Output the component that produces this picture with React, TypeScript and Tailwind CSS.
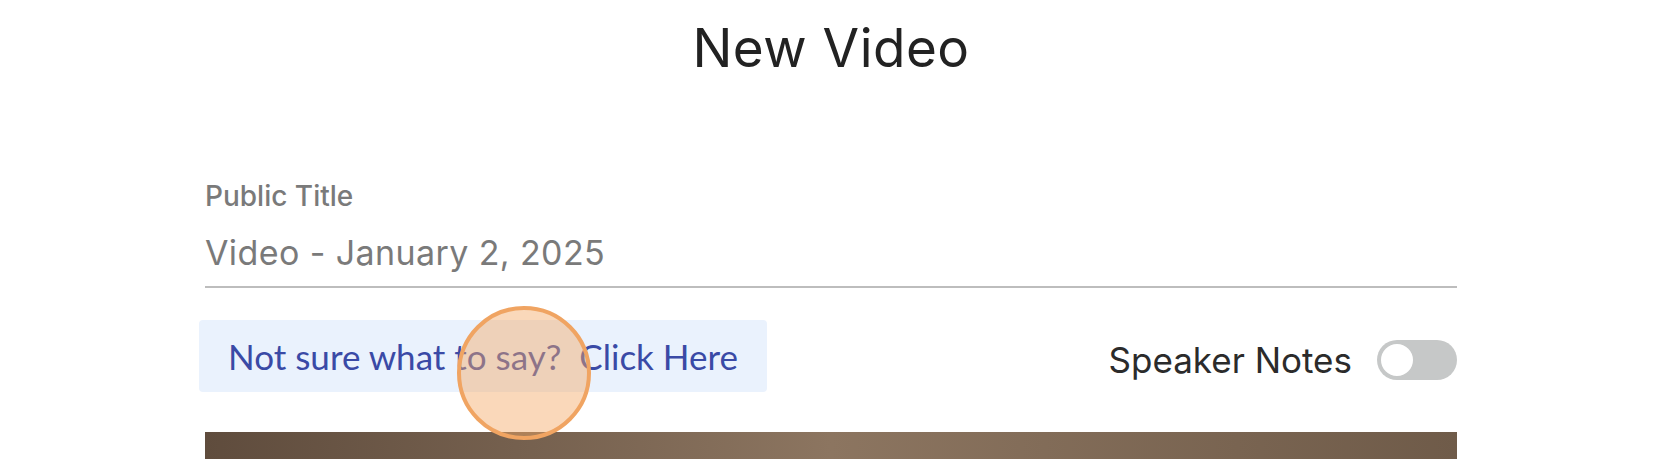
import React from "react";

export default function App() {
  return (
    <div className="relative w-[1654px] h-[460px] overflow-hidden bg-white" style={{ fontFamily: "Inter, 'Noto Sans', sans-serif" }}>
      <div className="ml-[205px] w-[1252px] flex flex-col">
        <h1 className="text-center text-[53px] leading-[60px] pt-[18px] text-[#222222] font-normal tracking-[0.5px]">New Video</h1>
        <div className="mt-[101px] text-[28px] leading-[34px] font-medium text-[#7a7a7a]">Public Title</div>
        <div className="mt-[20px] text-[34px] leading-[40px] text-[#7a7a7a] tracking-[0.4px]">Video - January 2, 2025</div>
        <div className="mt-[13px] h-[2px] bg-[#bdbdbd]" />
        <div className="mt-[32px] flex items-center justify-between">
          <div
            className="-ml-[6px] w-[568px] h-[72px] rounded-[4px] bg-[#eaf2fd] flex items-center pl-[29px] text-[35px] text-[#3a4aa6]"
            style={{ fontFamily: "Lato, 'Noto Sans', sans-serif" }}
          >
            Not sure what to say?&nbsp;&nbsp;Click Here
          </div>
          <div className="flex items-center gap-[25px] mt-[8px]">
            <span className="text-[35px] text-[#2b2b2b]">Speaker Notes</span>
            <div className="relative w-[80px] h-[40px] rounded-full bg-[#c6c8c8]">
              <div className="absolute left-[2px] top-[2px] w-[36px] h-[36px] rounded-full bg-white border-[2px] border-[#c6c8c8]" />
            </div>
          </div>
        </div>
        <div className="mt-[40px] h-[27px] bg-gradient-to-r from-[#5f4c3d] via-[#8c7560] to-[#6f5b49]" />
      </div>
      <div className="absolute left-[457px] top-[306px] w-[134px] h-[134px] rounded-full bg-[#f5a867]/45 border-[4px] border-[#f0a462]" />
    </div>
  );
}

★ ★ ★ ★

SHORT TASK: Read through the lines above and collect those that contain the string "React".

THE SOLUTION:
Output the component that produces this picture with React, TypeScript and Tailwind CSS.
import React from "react";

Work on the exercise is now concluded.